Some players question how many issuers could satisfy the most stringent, ‘dark green’ version of the product aligned with the framework. They may be insufficient for the volume of climate change mitigation financing needed around the world, they fear. 

“I can definitely see a place for a very robust green bond market with very stringent eligibility criteria and reporting requirements,” says Stephanie Sfakianos, head of sustainable capital markets at BNP Paribas in London. “But there is room too for a broader market in parallel that is less robust but where issuers are working hard to make their processes transparent.” 
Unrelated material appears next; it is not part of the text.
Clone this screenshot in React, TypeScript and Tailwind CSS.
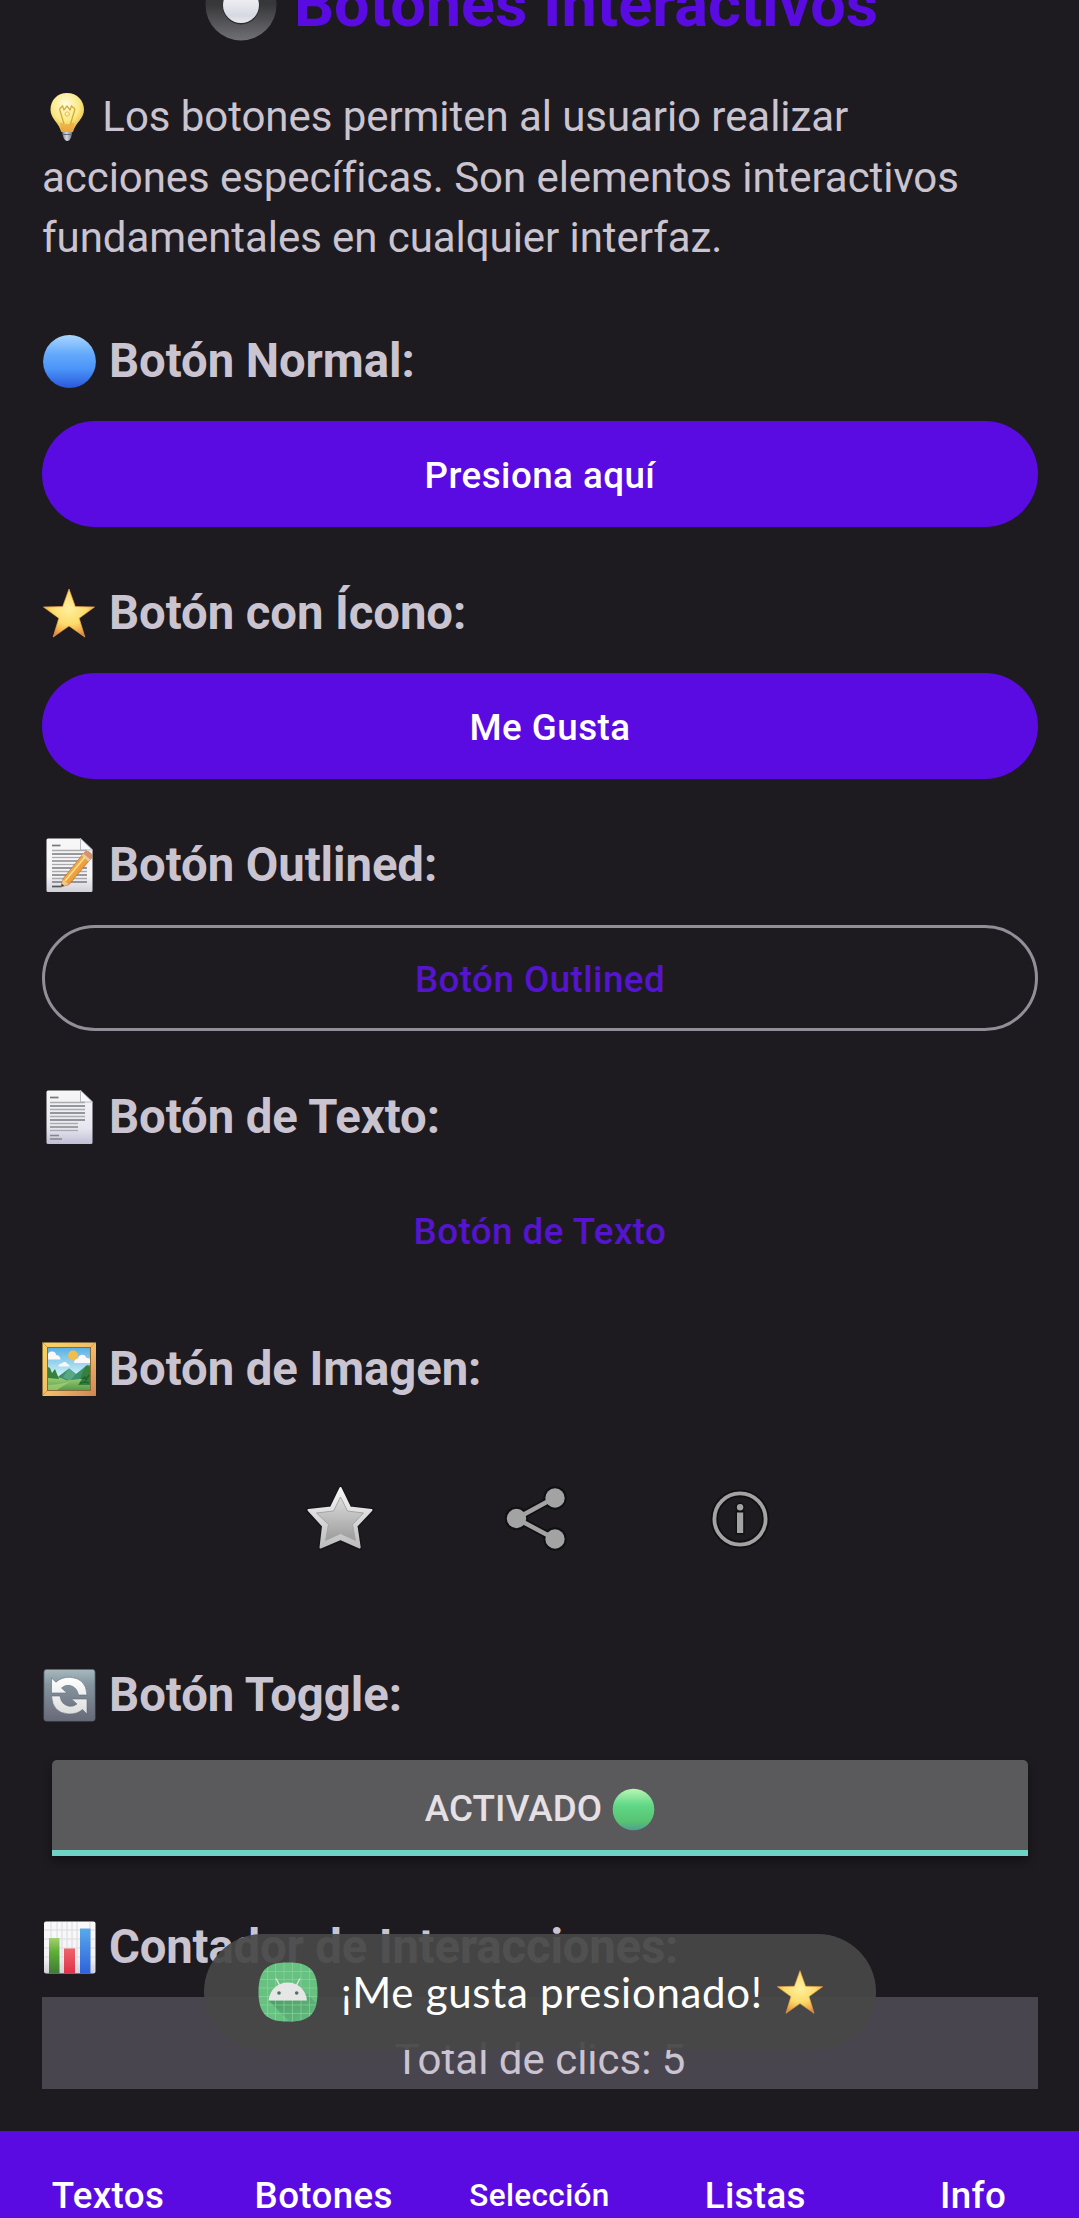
import type { ReactNode } from "react";

const STAR = "M27 3 L33.3 20.6 L52.5 21 L37.2 32.2 L42.8 51 L27 40 L11.2 51 L16.8 32.2 L1.5 21 L20.7 20.6 Z";

function BlueCircle() {
  return (
    <svg viewBox="0 0 54 54" className="size-[54px]">
      <defs>
        <linearGradient id="blue" x1="0" y1="0" x2="0" y2="1">
          <stop offset="0" stopColor="#a9d6ff" />
          <stop offset=".35" stopColor="#65aafb" />
          <stop offset=".65" stopColor="#4a93f8" />
          <stop offset="1" stopColor="#2a58da" />
        </linearGradient>
      </defs>
      <circle cx="27.500" cy="27.500" r="26.400" fill="url(#blue)" />
    </svg>
  );
}

function GoldStar({ id, className }: { id: string; className: string }) {
  return (
    <svg viewBox="0 0 54 54" className={className}>
      <defs>
        <radialGradient id={id} cx=".5" cy=".4" r=".62">
          <stop offset="0" stopColor="#fff0a0" />
          <stop offset=".55" stopColor="#fbdc6c" />
          <stop offset=".8" stopColor="#f2b14a" />
          <stop offset="1" stopColor="#dd7f4a" />
        </radialGradient>
      </defs>
      <path d={STAR} fill={`url(#${id})`} stroke="#e9a349" strokeWidth=".7" />
    </svg>
  );
}

function Page({ pencil }: { pencil?: boolean }) {
  const id = pencil ? "memo" : "page";
  const left = pencil ? 10 : 8;
  const rights = pencil ? [45, 43, 41, 39, 37, 45, 45, 45, 45, 45] : [43, 43, 43, 43, 43, 43, 36, 36, 36];
  return (
    <svg viewBox="0 0 54 54" className="size-[54px]">
      <defs>
        <linearGradient id={id} x1="0" y1="0" x2="0" y2="1">
          <stop offset="0" stopColor="#f7f7f8" />
          <stop offset=".7" stopColor={pencil ? "#f4f4f6" : "#e6e6ef"} />
          <stop offset="1" stopColor={pencil ? "#d0d0d8" : "#c0bfd4"} />
        </linearGradient>
        <linearGradient id="pencilBody" x1="0" y1="0" x2="1" y2="1">
          <stop offset="0" stopColor="#ffc861" />
          <stop offset="1" stopColor="#d97f22" />
        </linearGradient>
      </defs>
      <path d="M6 0.5 H39 L50.5 12 V52.5 Q50.5 54 49 54 H6 Q4.500 54 4.500 52.500 V2 Q4.500 .5 6 .5Z" fill={`url(#${id})`} />
      <path d="M38.500 .5 L50.500 12 H38.500Z" fill="#f8f8fa" stroke="#b9b9c0" strokeWidth="1" />
      <path d={`M${left} 7.500h8.500`} stroke="#77777c" strokeWidth="1.700" />
      {rights.map((r, i) => (
        <path key={i} d={`M${left} ${12.500 + i * 3.500}H${r}`} stroke={i % 2 ? "#77787e" : "#aaaaae"} strokeWidth="1.300" />
      ))}
      {pencil ? (
        <>
          <path d="M10 48.500h9" stroke="#55565c" strokeWidth="1.700" />
          <path d="M19 49 L20.800 41 L42 14.800 Q44 11.800 48 14.500 Q51 17 49.500 20 L27 46.500Z" fill="url(#pencilBody)" stroke="#b76a2c" strokeWidth=".7" />
          <path d="M41 16 L43 13.500 Q45.500 11.800 48.500 14.800 Q51 17.500 49.300 20.300 L47.600 22Z" fill="#d9936c" />
          <path d="M39.700 17.600 L41.300 15.600 L48.200 21.600 L46.600 23.600Z" fill="#e7c9a6" />
          <path d="M19 49 L20.800 41.500 L26.500 46.300Z" fill="#efc690" />
          <path d="M19 49 l.8-3.200 2.300 1.900Z" fill="#3d3530" />
          <path d="M23 43 L43 19" stroke="#ffe08f" strokeWidth="1.500" />
        </>
      ) : (
        <path d="M8 45.500h9 M8 49h12" stroke="#85858c" strokeWidth="1.600" />
      )}
    </svg>
  );
}

function Picture() {
  return (
    <svg viewBox="0 0 54 54" className="size-[54px]">
      <defs>
        <linearGradient id="frame" x1="0" y1="0" x2="1" y2="1">
          <stop offset="0" stopColor="#fbd45e" />
          <stop offset=".55" stopColor="#f0bb68" />
          <stop offset="1" stopColor="#cf8256" />
        </linearGradient>
        <linearGradient id="sky" x1="0" y1="0" x2="0" y2="1">
          <stop offset="0" stopColor="#58b0e4" />
          <stop offset=".6" stopColor="#c6ecf5" />
        </linearGradient>
        <linearGradient id="grass" x1="0" y1="0" x2="0" y2="1">
          <stop offset="0" stopColor="#a9d37c" />
          <stop offset="1" stopColor="#529c4a" />
        </linearGradient>
      </defs>
      <rect x=".5" y=".5" width="53.500" height="53.500" rx=".8" fill="url(#frame)" />
      <path d="M.5 .5 L6 6 M53.500 .5 L48 6 M.5 53.500 L6 48 M53.500 53.500 L48 48" stroke="#d98c43" strokeWidth=".8" />
      <rect x="5.500" y="5.500" width="43" height="43" fill="url(#sky)" stroke="#8b6a35" strokeWidth="1" />
      <circle cx="31" cy="13.500" r="5" fill="#f3bd4e" />
      <path d="M6 17.500V12q1-3 4-2.500 4 0 4 3.500 4 0 4.500 4.500Z" fill="#fbf8fa" />
      <path d="M32 21q0-4 4-4.500 1-4.500 6-3.500 2 1 2.500 3 3 0 3.500 1v4Z" fill="#fbf8fa" />
      <path d="M16.500 24.500q0-3 3-3 1-2 4-1.500 1.500 1 2 2 2 0 2.300 2.500Z" fill="#f7f8fb" />
      <path d="M13 37 L21 31 L27 26.500 L34 32 L44 24 L48 23V40H13Z" fill="#3d906c" />
      <path d="M27 26.500 L34 32 L28 39 L21 35Z" fill="#56a886" />
      <path d="M6 34 Q16 34 25 38.500 Q36 38 48 35V48H6Z" fill="url(#grass)" />
      <path d="M6 43q16-1 23-4 -8 5-14 9H6Z" fill="#b2d979" opacity=".6" />
      <path d="M6 36V25l2 1 2 5 3-4 4 10Z M36 43l4-6-2 0 5-12 2-2 3 2V43Z" fill="#35803a" />
      <path d="M40 37l3-2 1 3 3-5 M38 41l5-1 4 1" stroke="#1f6330" strokeWidth="1.500" fill="none" />
    </svg>
  );
}

function Refresh() {
  return (
    <svg viewBox="0 0 54 54" className="size-[54px]">
      <defs>
        <linearGradient id="tile" x1="0" y1="0" x2="0" y2="1">
          <stop offset="0" stopColor="#a7b9bf" />
          <stop offset=".3" stopColor="#84949e" />
          <stop offset="1" stopColor="#686879" />
        </linearGradient>
        <linearGradient id="arrowFill" gradientUnits="userSpaceOnUse" x1="0" y1="9" x2="0" y2="46">
          <stop offset="0" stopColor="#fff" />
          <stop offset="1" stopColor="#dededf" />
        </linearGradient>
      </defs>
      <rect x="2" y="1.500" width="51" height="51.500" rx="2.500" fill="url(#tile)" stroke="#5d6a73" strokeWidth=".8" />
      <g fill="url(#arrowFill)" stroke="#616c76" strokeWidth=".6">
        <path d="M9.500 10 V25 H25 L19.500 20 Q23 16.500 28 17.500 Q35 19 36.500 27 H45 Q44 10 28 9.200 Q19.500 9 14 14.200Z" />
        <path d="M45 46 V31 H29.500 L35 36 Q31.500 39 27 38.200 Q19 36.500 18 28 H9.500 Q10.500 45 26.500 46 Q35 46.300 40.500 41.500Z" />
      </g>
    </svg>
  );
}

function BarChart() {
  return (
    <svg viewBox="0 0 54 54" className="size-[54px]">
      <defs>
        <linearGradient id="sheet" x1="0" y1="0" x2="0" y2="1">
          <stop offset="0" stopColor="#fafafa" />
          <stop offset=".7" stopColor="#f3f3f6" />
          <stop offset="1" stopColor="#cfced8" />
        </linearGradient>
        <linearGradient id="green" x1="0" y1="0" x2="0" y2="1">
          <stop offset="0" stopColor="#a4d06e" />
          <stop offset=".4" stopColor="#5eae36" />
          <stop offset="1" stopColor="#3f7a36" />
        </linearGradient>
        <linearGradient id="red" x1="0" y1="0" x2="0" y2="1">
          <stop offset="0" stopColor="#f0636a" />
          <stop offset="1" stopColor="#dc3348" />
        </linearGradient>
        <linearGradient id="barBlue" x1="0" y1="0" x2="0" y2="1">
          <stop offset="0" stopColor="#58a9ea" />
          <stop offset="1" stopColor="#2f62dc" />
        </linearGradient>
      </defs>
      <rect x="2" y="1.500" width="51.500" height="52" rx="2" fill="url(#sheet)" />
      <path d="M2 10H53M2 19H53M2 28H53M2 37H53M2 46H53M9 2V53M15 2V53M20 2V53M25 2V53M30 2V53M35 2V53M48 2V53" stroke="#dadae0" strokeWidth="1" />
      <rect x="7" y="18" width="10.500" height="35.500" fill="url(#green)" />
      <rect x="22" y="28.500" width="11" height="25" fill="url(#red)" />
      <rect x="38" y="8.500" width="10.500" height="45" fill="url(#barBlue)" />
    </svg>
  );
}

function Bulb() {
  return (
    <svg viewBox="0 0 50 50" className="inline-block size-[50px] align-[-11px]">
      <defs>
        <radialGradient id="glass" cx=".45" cy=".3" r=".75">
          <stop offset="0" stopColor="#fffce0" />
          <stop offset=".55" stopColor="#fbe983" />
          <stop offset="1" stopColor="#e2a52e" />
        </radialGradient>
        <linearGradient id="screw" x1="0" y1="0" x2="1" y2="0">
          <stop offset="0" stopColor="#7d7f88" />
          <stop offset=".45" stopColor="#d4d7e0" />
          <stop offset="1" stopColor="#6b6d78" />
        </linearGradient>
      </defs>
      <path d="M20 39h10.500l-1.500 6.500q-1.500 3.500-3.700 3.500t-3.800-3.500Z" fill="url(#screw)" />
      <path d="M20.500 42.500h9.500" stroke="#676a75" strokeWidth="1" />
      <path d="M25 1C15 1 8.500 8.500 8.500 17.500 8.500 25 14 29 17 34.500Q18.500 37.500 19.300 40H31Q31.500 37.500 33.300 34.500C36.500 29 42 25 42 17.500 42 8.500 35 1 25 1Z" fill="url(#glass)" />
      <path d="M18 30.500Q25 34 32.500 30.500L30.800 40H19.500Z" fill="#e9a53a" opacity=".65" />
      <path d="M17.500 17l4.500 15M33 17l-4.500 15M17.500 17l3-3 1.500 4 3-4 3 4 1.500-4 3.500 3" stroke="#d2ab3b" strokeWidth="1.300" fill="none" />
      <circle cx="25.200" cy="22" r="2.200" fill="none" stroke="#e0bd50" strokeWidth="1" />
    </svg>
  );
}

function RadioKnob() {
  return (
    <svg viewBox="0 0 72 72" className="size-[72px] shrink-0">
      <defs>
        <linearGradient id="ring" x1="0" y1="0" x2="0" y2="1">
          <stop offset="0" stopColor="#2b2b2e" />
          <stop offset=".5" stopColor="#38383b" />
          <stop offset="1" stopColor="#707175" />
        </linearGradient>
        <linearGradient id="knob" x1="0" y1="0" x2="0" y2="1">
          <stop offset="0" stopColor="#fff" />
          <stop offset=".8" stopColor="#d6d9e2" />
          <stop offset="1" stopColor="#e9eaee" />
        </linearGradient>
      </defs>
      <circle cx="36" cy="36" r="35.500" fill="url(#ring)" />
      <circle cx="36" cy="37" r="18.500" fill="#1f1f22" opacity=".75" />
      <circle cx="36" cy="36" r="18" fill="url(#knob)" />
    </svg>
  );
}

function GreenCircle() {
  return (
    <svg viewBox="0 0 44 44" className="size-[43px]">
      <defs>
        <linearGradient id="mint" x1="0" y1="0" x2="0" y2="1">
          <stop offset="0" stopColor="#b9f6b4" />
          <stop offset=".4" stopColor="#60d886" />
          <stop offset=".8" stopColor="#57c272" />
          <stop offset="1" stopColor="#4f9d94" />
        </linearGradient>
      </defs>
      <circle cx="22" cy="22" r="21.300" fill="url(#mint)" />
    </svg>
  );
}

function SilverStar() {
  return (
    <svg viewBox="0 0 84 84" className="size-[84px]">
      <defs>
        <linearGradient id="edge" x1="0" y1="0" x2="0" y2="1">
          <stop offset="0" stopColor="#f6f6f6" />
          <stop offset="1" stopColor="#bdbdbd" />
        </linearGradient>
        <linearGradient id="core" x1="0" y1="0" x2="0" y2="1">
          <stop offset="0" stopColor="#dcdcdc" />
          <stop offset="1" stopColor="#9c9c9c" />
        </linearGradient>
      </defs>
      <path d="M42.500 11.500L52 31.500L74 33L58 49.500L62 71L42.500 62L22.500 71L25.500 49.500L10 33L32.500 31.500Z" fill="#111114" stroke="#111114" strokeWidth="5" strokeLinejoin="round" opacity=".55" />
      <path d="M42.500 11L52 30.500L73.500 33L58.500 49L61.700 70.500L42.500 62L22.500 70.500L25 49L10.500 33L33 30.500Z" fill="url(#edge)" stroke="url(#edge)" strokeWidth="2" strokeLinejoin="round" />
      <path d="M42.500 20L49.500 34L65.500 36L54.500 47.500L57.500 63.500L42.500 56.500L27.500 63.500L30.500 47.500L18.500 36L35.500 34Z" fill="url(#core)" stroke="#a5a5a5" strokeWidth="1" />
    </svg>
  );
}

function ShareIcon() {
  return (
    <svg viewBox="0 0 84 84" className="size-[84px]">
      {["#101013", "#a3a3a3"].map((color, i) => (
        <g key={color} fill={color} stroke={color}>
          <path d="M57 20.500L18.500 41.500L57 62" fill="none" strokeWidth={i ? 4.500 : 8} />
          <g strokeWidth={i ? 0 : 4}>
            <circle cx="57" cy="21" r="9.700" />
            <circle cx="18.500" cy="41.500" r="9.700" />
            <circle cx="57" cy="62" r="9.700" />
          </g>
        </g>
      ))}
    </svg>
  );
}

function InfoIcon() {
  return (
    <svg viewBox="0 0 84 84" className="size-[84px]">
      <circle cx="42" cy="42" r="25.600" fill="none" stroke="#101013" strokeWidth="7.500" />
      <circle cx="42" cy="42" r="25.600" fill="none" stroke="#a3a3a3" strokeWidth="3.800" />
      <path d="M39 35.500h6.200V56H39Z" fill="#a3a3a3" stroke="#101013" strokeWidth="3" paintOrder="stroke" />
      <circle cx="42.100" cy="30.300" r="3.200" fill="#a3a3a3" stroke="#101013" strokeWidth="3" paintOrder="stroke" />
    </svg>
  );
}

function AndroidIcon() {
  return (
    <svg viewBox="0 0 60 60" className="size-[60px] shrink-0">
      <defs>
        <clipPath id="squircle">
          <path d="M30 .5C48 .5 59.500 5 59.500 30S48 59.500 30 59.500.5 55 .5 30 12 .5 30 .5Z" />
        </clipPath>
        <linearGradient id="shade" x1="0" y1="0" x2=".8" y2="1">
          <stop offset="0" stopColor="#418a5b" />
          <stop offset="1" stopColor="#62b87d" />
        </linearGradient>
      </defs>
      <g clipPath="url(#squircle)">
        <path d="M0 0H60V60H0Z" fill="#67c180" />
        <path d="M10.500 38.500L32 60H60V43L48.500 31.500 49 38.500Z" fill="url(#shade)" opacity=".75" />
        <path d="M0 9.500H60M0 17.500H60M0 26H60M0 34.500H60M0 43H60M0 51.500H60M9.500 0V60M17.500 0V60M26 0V60M34.500 0V60M43 0V60M51.500 0V60" stroke="#92d6a3" strokeWidth=".6" />
        <path d="M18 16.500L22 24M42 16.500L38 24" stroke="#e8e8e8" strokeWidth="1.300" />
        <path d="M10.500 38.500C12 27 20 20.500 29.800 20.500S47.500 27 49 38.500Z" fill="#e6e6e6" />
        <circle cx="21" cy="31" r="1.800" fill="#4c7059" />
        <circle cx="38.700" cy="31" r="1.800" fill="#4c7059" />
      </g>
    </svg>
  );
}

function Heading({ icon, tracking = "", children }: { icon: ReactNode; tracking?: string; children: ReactNode }) {
  return (
    <h2 className={`flex h-[60px] items-center gap-[13px] text-[47.25px] leading-[60px] font-bold whitespace-nowrap ${tracking}`}>
      {icon}
      <span>{children}</span>
    </h2>
  );
}

function Section({ icon, title, children }: { icon: ReactNode; title: string; children: ReactNode }) {
  return (
    <section className="flex flex-col gap-[30px]">
      <Heading icon={icon} tracking="tracking-[-0.06px]">{title}</Heading>
      {children}
    </section>
  );
}

const BUTTON = "flex h-[106px] w-full items-center justify-center rounded-full pt-[3px] text-[36.75px] font-medium tracking-[0.45px]";

const TABS = [
  { label: "Textos", size: "text-[36.75px]" },
  { label: "Botones", size: "text-[36.75px]" },
  { label: "Selección", size: "text-[31.5px]" },
  { label: "Listas", size: "text-[36.75px]" },
  { label: "Info", size: "text-[36.75px] pl-1" },
];

export default function App() {
  return (
    <div className="relative flex h-[2218px] w-[1079px] flex-col overflow-hidden bg-[#1d1b20] font-['Roboto',sans-serif] text-[#cac4d0]">
      <main className="-mt-8 flex h-[2163px] shrink-0 flex-col pr-[41px] pl-[42px]">
        <h1 className="flex h-[74px] items-center justify-center gap-[17px] pl-[3px] text-[63px] leading-[74px] font-bold whitespace-nowrap text-[#5a0be2]">
          <RadioKnob />
          <span>Botones Interactivos</span>
        </h1>
        <p className="mt-[45px] h-[181px] text-[42px] leading-[60.5px] tracking-[-0.06px] whitespace-nowrap">
          <Bulb /> Los botones permiten al usuario realizar
          <br />
          acciones específicas. Son elementos interactivos
          <br />
          fundamentales en cualquier interfaz.
        </p>

        <div className="mt-[63px] flex flex-col gap-14">
          <Section icon={<BlueCircle />} title="Botón Normal:">
            <button className={`${BUTTON} bg-[#5a0be2] text-white`}>Presiona aquí</button>
          </Section>
          <Section icon={<GoldStar id="headingStar" className="size-[54px]" />} title="Botón con Ícono:">
            <button className={`${BUTTON} bg-[#5a0be2] pl-5 text-white`}>Me Gusta</button>
          </Section>
          <Section icon={<Page pencil />} title="Botón Outlined:">
            <button className={`${BUTTON} border-[3px] border-[#938f99] text-[#5514ce]`}>Botón Outlined</button>
          </Section>
          <Section icon={<Page />} title="Botón de Texto:">
            <button className={`${BUTTON} text-[#5514ce]`}>Botón de Texto</button>
          </Section>
          <Section icon={<Picture />} title="Botón de Imagen:">
            <div className="flex h-[180px] items-center justify-center gap-[116px]">
              <SilverStar />
              <ShareIcon />
              <InfoIcon />
            </div>
          </Section>
        </div>

        <div className="mt-14 flex flex-col">
          <Heading icon={<Refresh />}>Botón Toggle:</Heading>
          <button className="mx-2.5 mt-[35px] flex h-24 items-center justify-center gap-2.5 rounded-t-[5px] border-b-[6px] border-[#6ed3c4] bg-[#5a5a5c] pt-2 text-[36.75px] font-medium tracking-[0.15px] text-[#e6e0e5] shadow-[0_5px_10px_rgba(0,0,0,0.4)]">
            <span>ACTIVADO</span>
            <GreenCircle />
          </button>
        </div>

        <div className="mt-[61px] flex flex-col gap-5">
          <Heading icon={<BarChart />} tracking="tracking-[-0.15px]">Contador de Interacciones:</Heading>
          <div className="flex h-[92px] items-center justify-center bg-[#49454f] pt-[33px] text-[42px] leading-[50px]">Total de clics: 5</div>
        </div>
      </main>

      <nav className="grid h-[87px] shrink-0 grid-cols-5 bg-[#5a0be2] pt-[43px] text-center font-medium text-white">
        {TABS.map((tab) => (
          <a key={tab.label} className={`${tab.size} leading-[44px] tracking-[0.35px]`}>
            {tab.label}
          </a>
        ))}
      </nav>

      <div className="absolute top-[1934px] left-[204px] flex h-[116px] w-[672px] items-center rounded-[58px] bg-[#474747]/93 pl-[54px] font-['Lato','Roboto',sans-serif] text-[42px] tracking-[0.7px] whitespace-nowrap text-white">
        <AndroidIcon />
        <span className="ml-[23px]">¡Me gusta presionado!</span>
        <GoldStar id="toastStar" className="ml-[13px] size-12 shrink-0" />
      </div>
    </div>
  );
}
While investors must determine their own thresholds for the product, NIB “would like to maintain integrity around green bonds. If we dilute the concept too much, everything falls apart”, cautions Eibeholm. 

Impact themes

The framework would be more useful if it emphasised impact themes, some argue. Hans Biemans, head of sustainability, markets at Rabobank in Utrecht, believes that harmonised themes are important, as they allow bonds to be classified into “theme boxes”. But most investors are at an earlier phase, he judges. “The capacity of institutional investors is not at that point yet and most asset owners do not require such analysis from their managers. But we do absolutely need frontrunners to demonstrate how impact reporting is done.”

Conversely, advanced investors want the framework to go further — into areas such as water sustainability, waste management and biodiversity, says Christopher Wigley, senior portfolio manager, credit at Mirova in London. Or they could be applied to allied products and asset classes — like direct infrastructure, suggests Ashley Schulten, head of climate solutions, fixed income at BlackRock in New York. 

Projects & portfolios

The 11 framework signatories are not unanimous on every point. For the supras who originated the framework project-level reporting is natural, if not required. But for lenders such as KfW, with its thousands of loans a year to small and medium-sized renewable energy projects, portfolio-level reporting is appropriate. 

Moreover, if the green asset-backed securities (ABS) envisaged in the Principles are to find traction, project level reporting will be unfeasible. And issuers can commission independent assessments of their portfolios. KfW uses the ZSW institute, for example.